Inhibiting lactic acid production related to the Warburg effect does not affect cell division. Cytomatrix actin has been suggested to contribute to the Warburg effect, as inhibition of actin dynamics affects lactic acid production. The viscosity of the cytoplasm is vital for regulating metabolism, which is controlled by actin filaments. Extracellular signals influence actin dynamics, while molecular motors generate directed motion; the collective activity of motor proteins produces random fluctuations in the cytoplasm. The mechanical activity of actin regulates the rate of enzymatic processes by facilitating the delivery of substrates to catalytic complexes within the cytomatrix, acting as a pump. Healthy cells maintain organized division through mitochondrial respiration and stable cytomatrix mechanics. In contrast, cancer cells exhibit disordered division due to accelerated glycolysis, enhanced cytomatrix mechanics through actin dynamics, and increased biosynthesis. This imbalance in protein synthesis and the excess ATP production leads to rapid biomass accumulation and increasing cell size, ultimately triggering malignant cell division.

== Alternative models ==
=== Reverse Warburg effect ===
A model called the "reverse Warburg effect" describes cells releasing energy by glycolysis, but which are not tumor cells, but stromal fibroblasts. In this scenario, the stroma become corrupted by cancer cells and turn into factories for the synthesis of energy rich nutrients. The cells then take these energy rich nutrients and use them for TCA cycle which is used for oxidative phosphorylation. This results in an energy rich environment that allows for replication of the cancer cells. This still supports Warburg's original observation that tumors show a tendency to create energy through aerobic glycolysis.

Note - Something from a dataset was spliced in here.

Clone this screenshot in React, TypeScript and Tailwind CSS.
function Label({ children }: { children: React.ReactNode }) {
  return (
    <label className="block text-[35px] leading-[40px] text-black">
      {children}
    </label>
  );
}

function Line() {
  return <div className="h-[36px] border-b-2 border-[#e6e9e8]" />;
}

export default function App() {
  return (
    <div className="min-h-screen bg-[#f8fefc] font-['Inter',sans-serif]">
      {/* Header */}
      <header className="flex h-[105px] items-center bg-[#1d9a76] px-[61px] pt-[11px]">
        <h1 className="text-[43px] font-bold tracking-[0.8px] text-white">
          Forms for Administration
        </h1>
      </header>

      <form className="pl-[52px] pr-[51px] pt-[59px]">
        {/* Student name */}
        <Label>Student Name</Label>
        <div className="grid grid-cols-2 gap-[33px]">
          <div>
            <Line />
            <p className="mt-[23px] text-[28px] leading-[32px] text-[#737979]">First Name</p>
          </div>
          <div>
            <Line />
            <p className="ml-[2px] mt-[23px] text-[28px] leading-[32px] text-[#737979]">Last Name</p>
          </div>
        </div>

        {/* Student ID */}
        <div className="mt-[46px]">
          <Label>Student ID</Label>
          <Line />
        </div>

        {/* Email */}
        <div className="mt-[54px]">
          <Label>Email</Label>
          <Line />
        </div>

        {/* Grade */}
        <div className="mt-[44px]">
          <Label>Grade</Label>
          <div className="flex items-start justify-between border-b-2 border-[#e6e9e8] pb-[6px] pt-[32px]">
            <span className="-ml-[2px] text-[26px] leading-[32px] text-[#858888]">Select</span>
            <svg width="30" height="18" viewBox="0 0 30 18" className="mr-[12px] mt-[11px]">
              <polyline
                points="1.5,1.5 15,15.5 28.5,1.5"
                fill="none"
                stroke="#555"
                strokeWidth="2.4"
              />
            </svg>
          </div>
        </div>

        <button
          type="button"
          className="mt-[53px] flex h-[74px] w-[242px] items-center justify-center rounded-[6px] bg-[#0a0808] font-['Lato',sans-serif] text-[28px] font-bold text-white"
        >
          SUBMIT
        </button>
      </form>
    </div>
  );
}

=== Inverse Warburg effect ===
Another model has been described in tumor cells in an obesity model called Warburg effect inversion. Whereas in the reverse model, the stroma of the microenvironment produces energy-rich nutrients, in a context of obesity these nutrients already exist in the bloodstream and in the extracellular fluid (ECF). In this way, highly energetic nutrients enter directly into TCA and later into oxidative phosphorylation, while lactate and glycogenic amino acids take the opposite path to that proposed by Warburg, which is the production of glucose through the consumption of lactate.

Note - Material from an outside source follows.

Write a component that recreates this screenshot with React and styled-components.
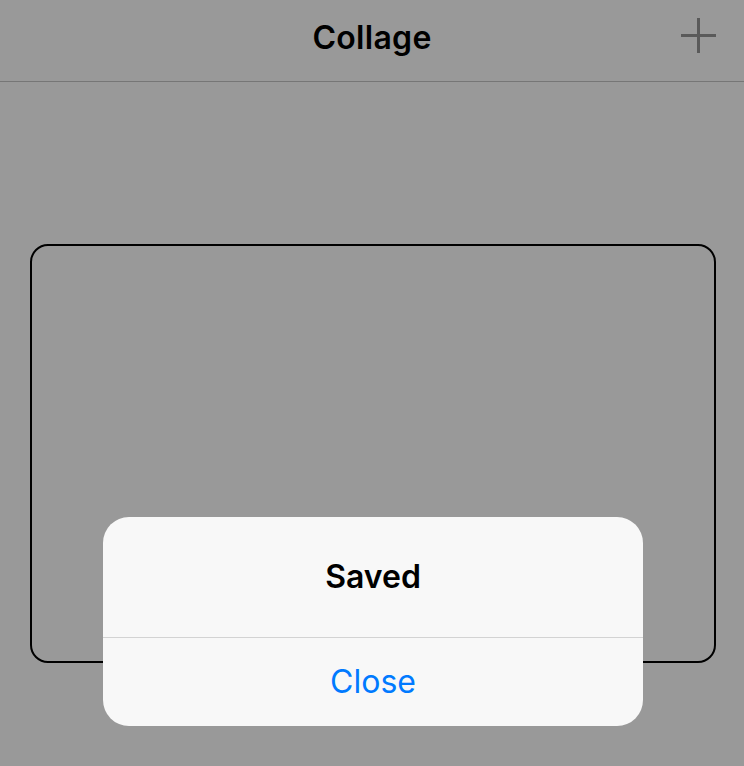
import React from 'react';
import styled, { createGlobalStyle } from 'styled-components';

const GlobalStyle = createGlobalStyle`
  html, body {
    margin: 0;
    padding: 0;
    background: #999999;
    font-family: Inter, "Liberation Sans", sans-serif;
  }
`;

const Page = styled.div`
  position: relative;
  width: 744px;
  height: 766px;
  background: #999999;
  display: flex;
  flex-direction: column;
  overflow: hidden;
`;

const Header = styled.header`
  height: 82px;
  border-bottom: 1px solid #767676;
  display: flex;
  align-items: center;
  justify-content: center;
  position: relative;
  padding-bottom: 6px;
  box-sizing: border-box;
`;

const Title = styled.h1`
  margin: 0;
  font-size: 32px;
  font-weight: 600;
  color: #000;
  letter-spacing: 0.3px;
`;

const AddButton = styled.button`
  position: absolute;
  right: 27px;
  top: 17px;
  width: 37px;
  height: 37px;
  padding: 0;
  border: none;
  background: none;
  display: flex;
  align-items: center;
  justify-content: center;
  cursor: pointer;
`;

const Content = styled.main`
  flex: 1;
  padding: 162px 28px 0 30px;
`;

const Canvas = styled.div`
  height: 419px;
  border: 2px solid #000;
  border-radius: 18px;
  box-sizing: border-box;
`;

const Alert = styled.div`
  position: absolute;
  left: 103px;
  top: 517px;
  width: 540px;
  height: 209px;
  background: #f8f8f8;
  border-radius: 26px;
  display: flex;
  flex-direction: column;
  overflow: hidden;
`;

const AlertBody = styled.div`
  height: 121px;
  display: flex;
  align-items: center;
  justify-content: center;
  padding-bottom: 2px;
  box-sizing: border-box;
  border-bottom: 1px solid #d3d3d3;
`;

const AlertTitle = styled.div`
  font-size: 32px;
  font-weight: 600;
  color: #000;
`;

const AlertAction = styled.button`
  flex: 1;
  border: none;
  background: none;
  font-family: inherit;
  font-size: 32px;
  font-weight: 400;
  color: #007aff;
  cursor: pointer;
  padding: 0 0 2px;
`;

const App = () => {
    return (
        <Page>
            <GlobalStyle />
            <Header>
                <Title>Collage</Title>
                <AddButton aria-label="add">
                    <svg width="37" height="37" viewBox="0 0 37 37">
                        <path d="M18.5 1v35M1 18.5h35" stroke="#5a5a5a" strokeWidth="3" />
                    </svg>
                </AddButton>
            </Header>
            <Content>
                <Canvas />
            </Content>
            <Alert>
                <AlertBody>
                    <AlertTitle>Saved</AlertTitle>
                </AlertBody>
                <AlertAction>Close</AlertAction>
            </Alert>
        </Page>
    );
};

export default App;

==Cancer metabolism and epigenetics==
Nutrient use is dramatically altered when cells receive signals to proliferate. Characteristic metabolic changes enable cells to meet the large biosynthetic demands associated with cell growth and division. Changes in rate-limiting glycolytic enzymes redirect metabolism to support growth and proliferation. Metabolic reprogramming in cancer is largely due to the oncogenic activation of signal transduction pathways and transcription factors. Although less well understood, epigenetic mechanisms also contribute to the regulation of metabolic gene expression in cancer. Reciprocally, accumulating evidence suggests that metabolic alterations may affect the epigenome. Understanding the relationship between metabolism and epigenetics in cancer cells may open new avenues for anti-cancer strategies.

== Society and culture ==
The Warburg effect has served as a locus of popular misconceptions that cancer can be treated by reducing food and carbohydrate intake to supposedly "starve" tumours. In reality, the health of people with cancer is best served by maintaining a healthy diet.